Goal
Your job is to retype all of the data word for word, leaving every image out.

Information provided
|---|

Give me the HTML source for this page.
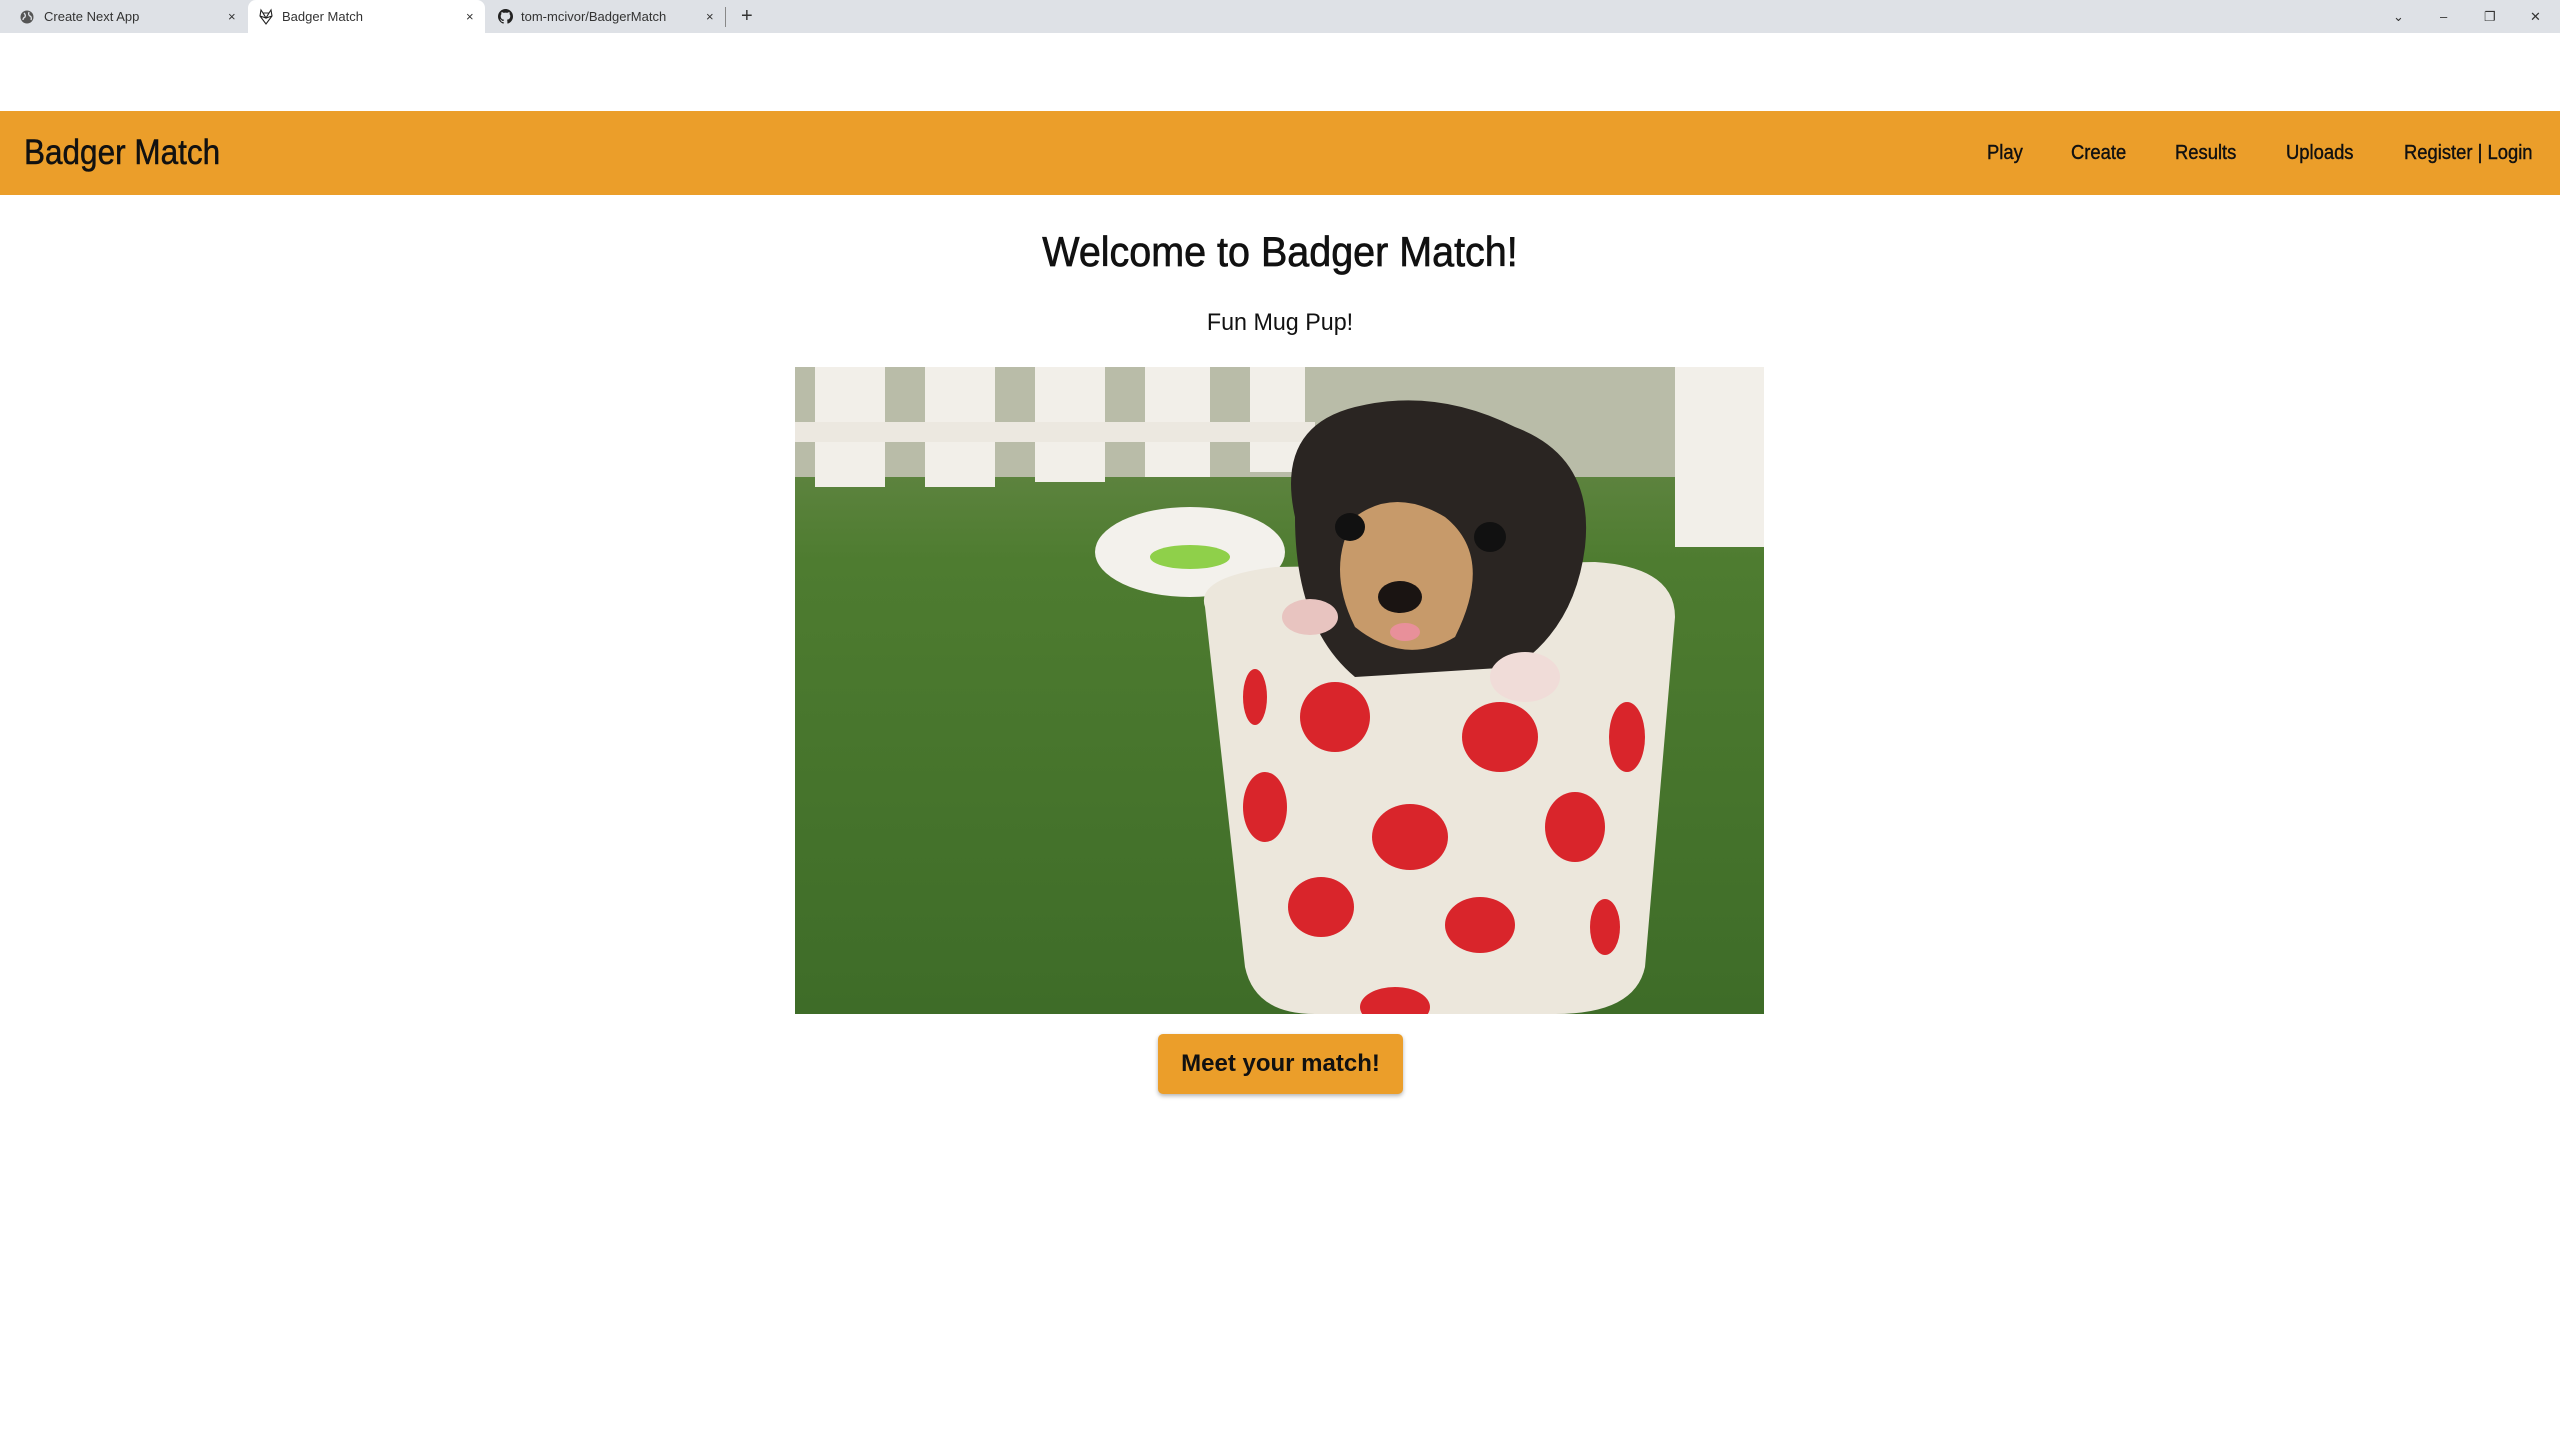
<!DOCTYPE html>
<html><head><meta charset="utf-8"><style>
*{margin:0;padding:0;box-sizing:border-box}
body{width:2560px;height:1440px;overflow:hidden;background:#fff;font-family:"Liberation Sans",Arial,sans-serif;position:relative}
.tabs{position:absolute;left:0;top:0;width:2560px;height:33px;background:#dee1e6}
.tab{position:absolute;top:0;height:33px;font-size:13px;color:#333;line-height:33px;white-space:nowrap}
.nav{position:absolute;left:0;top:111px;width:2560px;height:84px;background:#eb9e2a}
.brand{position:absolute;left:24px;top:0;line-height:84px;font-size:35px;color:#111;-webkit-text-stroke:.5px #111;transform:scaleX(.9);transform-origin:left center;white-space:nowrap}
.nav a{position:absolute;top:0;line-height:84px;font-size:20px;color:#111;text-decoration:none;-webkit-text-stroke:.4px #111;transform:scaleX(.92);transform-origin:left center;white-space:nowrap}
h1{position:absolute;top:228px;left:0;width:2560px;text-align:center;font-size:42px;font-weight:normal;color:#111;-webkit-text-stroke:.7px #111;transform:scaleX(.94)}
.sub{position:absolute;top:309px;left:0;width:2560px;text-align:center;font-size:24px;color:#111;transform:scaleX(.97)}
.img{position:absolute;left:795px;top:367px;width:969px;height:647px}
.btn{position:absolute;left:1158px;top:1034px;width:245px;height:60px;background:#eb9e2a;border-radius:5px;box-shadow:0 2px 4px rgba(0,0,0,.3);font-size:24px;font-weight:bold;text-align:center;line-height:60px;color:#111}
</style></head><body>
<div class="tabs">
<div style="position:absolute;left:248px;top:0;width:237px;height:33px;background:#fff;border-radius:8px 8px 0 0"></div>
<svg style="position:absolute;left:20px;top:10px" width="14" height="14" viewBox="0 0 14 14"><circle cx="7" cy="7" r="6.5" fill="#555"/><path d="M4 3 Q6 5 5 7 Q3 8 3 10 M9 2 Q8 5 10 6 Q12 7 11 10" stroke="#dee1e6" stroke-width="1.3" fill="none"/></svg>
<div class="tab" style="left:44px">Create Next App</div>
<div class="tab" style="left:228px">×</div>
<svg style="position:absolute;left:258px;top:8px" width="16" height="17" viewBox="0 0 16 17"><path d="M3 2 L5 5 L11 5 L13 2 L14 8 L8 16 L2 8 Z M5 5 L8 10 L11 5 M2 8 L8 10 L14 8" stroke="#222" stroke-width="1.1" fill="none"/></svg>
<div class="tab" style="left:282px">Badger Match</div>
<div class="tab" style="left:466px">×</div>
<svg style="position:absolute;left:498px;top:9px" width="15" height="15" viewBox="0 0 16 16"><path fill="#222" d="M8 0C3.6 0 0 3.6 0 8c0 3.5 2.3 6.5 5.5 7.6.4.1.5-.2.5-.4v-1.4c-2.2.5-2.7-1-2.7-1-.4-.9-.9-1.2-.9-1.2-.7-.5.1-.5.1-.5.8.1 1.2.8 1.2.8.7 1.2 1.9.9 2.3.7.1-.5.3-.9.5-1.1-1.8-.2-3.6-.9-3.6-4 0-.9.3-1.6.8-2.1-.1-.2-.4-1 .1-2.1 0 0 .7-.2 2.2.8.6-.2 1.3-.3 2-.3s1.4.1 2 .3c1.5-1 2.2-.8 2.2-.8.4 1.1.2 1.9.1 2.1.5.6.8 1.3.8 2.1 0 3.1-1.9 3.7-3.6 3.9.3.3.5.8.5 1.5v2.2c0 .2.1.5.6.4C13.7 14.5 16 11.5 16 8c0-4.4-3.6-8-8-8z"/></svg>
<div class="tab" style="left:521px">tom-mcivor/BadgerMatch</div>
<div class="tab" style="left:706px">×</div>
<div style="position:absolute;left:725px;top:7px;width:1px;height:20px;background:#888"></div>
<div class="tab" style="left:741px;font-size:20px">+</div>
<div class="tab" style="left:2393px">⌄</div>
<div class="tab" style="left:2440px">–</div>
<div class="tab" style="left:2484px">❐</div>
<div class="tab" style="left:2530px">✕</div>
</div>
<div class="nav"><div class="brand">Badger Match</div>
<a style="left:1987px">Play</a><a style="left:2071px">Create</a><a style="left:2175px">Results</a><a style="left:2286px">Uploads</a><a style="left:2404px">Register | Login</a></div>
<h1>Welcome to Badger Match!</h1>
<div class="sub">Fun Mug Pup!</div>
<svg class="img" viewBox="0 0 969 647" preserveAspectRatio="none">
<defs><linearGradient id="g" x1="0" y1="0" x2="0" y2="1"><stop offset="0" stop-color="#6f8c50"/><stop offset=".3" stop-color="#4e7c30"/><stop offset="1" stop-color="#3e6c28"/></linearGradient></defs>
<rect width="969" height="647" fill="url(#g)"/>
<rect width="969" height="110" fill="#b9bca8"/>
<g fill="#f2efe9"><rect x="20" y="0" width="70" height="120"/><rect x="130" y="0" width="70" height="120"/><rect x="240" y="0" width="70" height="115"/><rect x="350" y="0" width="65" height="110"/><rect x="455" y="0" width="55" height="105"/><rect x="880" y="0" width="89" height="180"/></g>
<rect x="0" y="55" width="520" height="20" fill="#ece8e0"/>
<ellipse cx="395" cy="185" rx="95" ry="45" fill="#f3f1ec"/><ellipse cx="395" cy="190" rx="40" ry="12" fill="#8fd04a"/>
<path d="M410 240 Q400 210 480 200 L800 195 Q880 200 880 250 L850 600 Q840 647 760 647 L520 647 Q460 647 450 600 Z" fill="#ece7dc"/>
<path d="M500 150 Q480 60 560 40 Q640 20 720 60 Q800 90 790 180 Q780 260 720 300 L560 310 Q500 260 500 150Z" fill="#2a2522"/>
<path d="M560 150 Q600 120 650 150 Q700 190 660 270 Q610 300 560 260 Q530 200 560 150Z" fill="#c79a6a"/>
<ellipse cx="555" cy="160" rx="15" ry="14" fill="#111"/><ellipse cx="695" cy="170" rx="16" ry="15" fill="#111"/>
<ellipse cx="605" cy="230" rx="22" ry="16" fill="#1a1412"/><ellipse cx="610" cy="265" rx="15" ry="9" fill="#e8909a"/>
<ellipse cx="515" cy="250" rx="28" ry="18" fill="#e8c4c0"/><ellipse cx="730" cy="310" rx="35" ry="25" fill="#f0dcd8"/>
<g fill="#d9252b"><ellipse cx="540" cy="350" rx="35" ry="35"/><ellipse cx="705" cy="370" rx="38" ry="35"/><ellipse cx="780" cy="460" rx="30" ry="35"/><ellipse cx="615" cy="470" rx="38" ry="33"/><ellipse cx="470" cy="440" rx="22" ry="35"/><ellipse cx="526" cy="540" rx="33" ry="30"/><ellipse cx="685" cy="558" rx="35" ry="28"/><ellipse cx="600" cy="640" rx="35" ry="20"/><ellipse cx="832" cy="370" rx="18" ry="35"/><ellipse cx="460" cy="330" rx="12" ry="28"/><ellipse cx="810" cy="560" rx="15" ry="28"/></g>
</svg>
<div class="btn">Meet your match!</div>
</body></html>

|---|

The completed task
Give me the HTML source for this page.
<!DOCTYPE html>
<html><head><meta charset="utf-8"><style>
*{margin:0;padding:0;box-sizing:border-box}
body{width:2560px;height:1440px;overflow:hidden;background:#fff;font-family:"Liberation Sans",Arial,sans-serif;position:relative}
.tabs{position:absolute;left:0;top:0;width:2560px;height:33px;background:#dee1e6}
.tab{position:absolute;top:0;height:33px;font-size:13px;color:#333;line-height:33px;white-space:nowrap}
.nav{position:absolute;left:0;top:111px;width:2560px;height:84px;background:#eb9e2a}
.brand{position:absolute;left:24px;top:0;line-height:84px;font-size:35px;color:#111;-webkit-text-stroke:.5px #111;transform:scaleX(.9);transform-origin:left center;white-space:nowrap}
.nav a{position:absolute;top:0;line-height:84px;font-size:20px;color:#111;text-decoration:none;-webkit-text-stroke:.4px #111;transform:scaleX(.92);transform-origin:left center;white-space:nowrap}
h1{position:absolute;top:228px;left:0;width:2560px;text-align:center;font-size:42px;font-weight:normal;color:#111;-webkit-text-stroke:.7px #111;transform:scaleX(.94)}
.sub{position:absolute;top:309px;left:0;width:2560px;text-align:center;font-size:24px;color:#111;transform:scaleX(.97)}
.img{position:absolute;left:795px;top:367px;width:969px;height:647px}
.btn{position:absolute;left:1158px;top:1034px;width:245px;height:60px;background:#eb9e2a;border-radius:5px;box-shadow:0 2px 4px rgba(0,0,0,.3);font-size:24px;font-weight:bold;text-align:center;line-height:60px;color:#111}
</style></head><body>
<div class="tabs">
<div style="position:absolute;left:248px;top:0;width:237px;height:33px;background:#fff;border-radius:8px 8px 0 0"></div>
<svg style="position:absolute;left:20px;top:10px" width="14" height="14" viewBox="0 0 14 14"><circle cx="7" cy="7" r="6.5" fill="#555"/><path d="M4 3 Q6 5 5 7 Q3 8 3 10 M9 2 Q8 5 10 6 Q12 7 11 10" stroke="#dee1e6" stroke-width="1.3" fill="none"/></svg>
<div class="tab" style="left:44px">Create Next App</div>
<div class="tab" style="left:228px">×</div>
<svg style="position:absolute;left:258px;top:8px" width="16" height="17" viewBox="0 0 16 17"><path d="M3 2 L5 5 L11 5 L13 2 L14 8 L8 16 L2 8 Z M5 5 L8 10 L11 5 M2 8 L8 10 L14 8" stroke="#222" stroke-width="1.1" fill="none"/></svg>
<div class="tab" style="left:282px">Badger Match</div>
<div class="tab" style="left:466px">×</div>
<svg style="position:absolute;left:498px;top:9px" width="15" height="15" viewBox="0 0 16 16"><path fill="#222" d="M8 0C3.6 0 0 3.6 0 8c0 3.5 2.3 6.5 5.5 7.6.4.1.5-.2.5-.4v-1.4c-2.2.5-2.7-1-2.7-1-.4-.9-.9-1.2-.9-1.2-.7-.5.1-.5.1-.5.8.1 1.2.8 1.2.8.7 1.2 1.9.9 2.3.7.1-.5.3-.9.5-1.1-1.8-.2-3.6-.9-3.6-4 0-.9.3-1.6.8-2.1-.1-.2-.4-1 .1-2.1 0 0 .7-.2 2.2.8.6-.2 1.3-.3 2-.3s1.4.1 2 .3c1.5-1 2.2-.8 2.2-.8.4 1.1.2 1.9.1 2.1.5.6.8 1.3.8 2.1 0 3.1-1.9 3.7-3.6 3.9.3.3.5.8.5 1.5v2.2c0 .2.1.5.6.4C13.7 14.5 16 11.5 16 8c0-4.4-3.6-8-8-8z"/></svg>
<div class="tab" style="left:521px">tom-mcivor/BadgerMatch</div>
<div class="tab" style="left:706px">×</div>
<div style="position:absolute;left:725px;top:7px;width:1px;height:20px;background:#888"></div>
<div class="tab" style="left:741px;font-size:20px">+</div>
<div class="tab" style="left:2393px">⌄</div>
<div class="tab" style="left:2440px">–</div>
<div class="tab" style="left:2484px">❐</div>
<div class="tab" style="left:2530px">✕</div>
</div>
<div class="nav"><div class="brand">Badger Match</div>
<a style="left:1987px">Play</a><a style="left:2071px">Create</a><a style="left:2175px">Results</a><a style="left:2286px">Uploads</a><a style="left:2404px">Register | Login</a></div>
<h1>Welcome to Badger Match!</h1>
<div class="sub">Fun Mug Pup!</div>
<svg class="img" viewBox="0 0 969 647" preserveAspectRatio="none">
<defs><linearGradient id="g" x1="0" y1="0" x2="0" y2="1"><stop offset="0" stop-color="#6f8c50"/><stop offset=".3" stop-color="#4e7c30"/><stop offset="1" stop-color="#3e6c28"/></linearGradient></defs>
<rect width="969" height="647" fill="url(#g)"/>
<rect width="969" height="110" fill="#b9bca8"/>
<g fill="#f2efe9"><rect x="20" y="0" width="70" height="120"/><rect x="130" y="0" width="70" height="120"/><rect x="240" y="0" width="70" height="115"/><rect x="350" y="0" width="65" height="110"/><rect x="455" y="0" width="55" height="105"/><rect x="880" y="0" width="89" height="180"/></g>
<rect x="0" y="55" width="520" height="20" fill="#ece8e0"/>
<ellipse cx="395" cy="185" rx="95" ry="45" fill="#f3f1ec"/><ellipse cx="395" cy="190" rx="40" ry="12" fill="#8fd04a"/>
<path d="M410 240 Q400 210 480 200 L800 195 Q880 200 880 250 L850 600 Q840 647 760 647 L520 647 Q460 647 450 600 Z" fill="#ece7dc"/>
<path d="M500 150 Q480 60 560 40 Q640 20 720 60 Q800 90 790 180 Q780 260 720 300 L560 310 Q500 260 500 150Z" fill="#2a2522"/>
<path d="M560 150 Q600 120 650 150 Q700 190 660 270 Q610 300 560 260 Q530 200 560 150Z" fill="#c79a6a"/>
<ellipse cx="555" cy="160" rx="15" ry="14" fill="#111"/><ellipse cx="695" cy="170" rx="16" ry="15" fill="#111"/>
<ellipse cx="605" cy="230" rx="22" ry="16" fill="#1a1412"/><ellipse cx="610" cy="265" rx="15" ry="9" fill="#e8909a"/>
<ellipse cx="515" cy="250" rx="28" ry="18" fill="#e8c4c0"/><ellipse cx="730" cy="310" rx="35" ry="25" fill="#f0dcd8"/>
<g fill="#d9252b"><ellipse cx="540" cy="350" rx="35" ry="35"/><ellipse cx="705" cy="370" rx="38" ry="35"/><ellipse cx="780" cy="460" rx="30" ry="35"/><ellipse cx="615" cy="470" rx="38" ry="33"/><ellipse cx="470" cy="440" rx="22" ry="35"/><ellipse cx="526" cy="540" rx="33" ry="30"/><ellipse cx="685" cy="558" rx="35" ry="28"/><ellipse cx="600" cy="640" rx="35" ry="20"/><ellipse cx="832" cy="370" rx="18" ry="35"/><ellipse cx="460" cy="330" rx="12" ry="28"/><ellipse cx="810" cy="560" rx="15" ry="28"/></g>
</svg>
<div class="btn">Meet your match!</div>
</body></html>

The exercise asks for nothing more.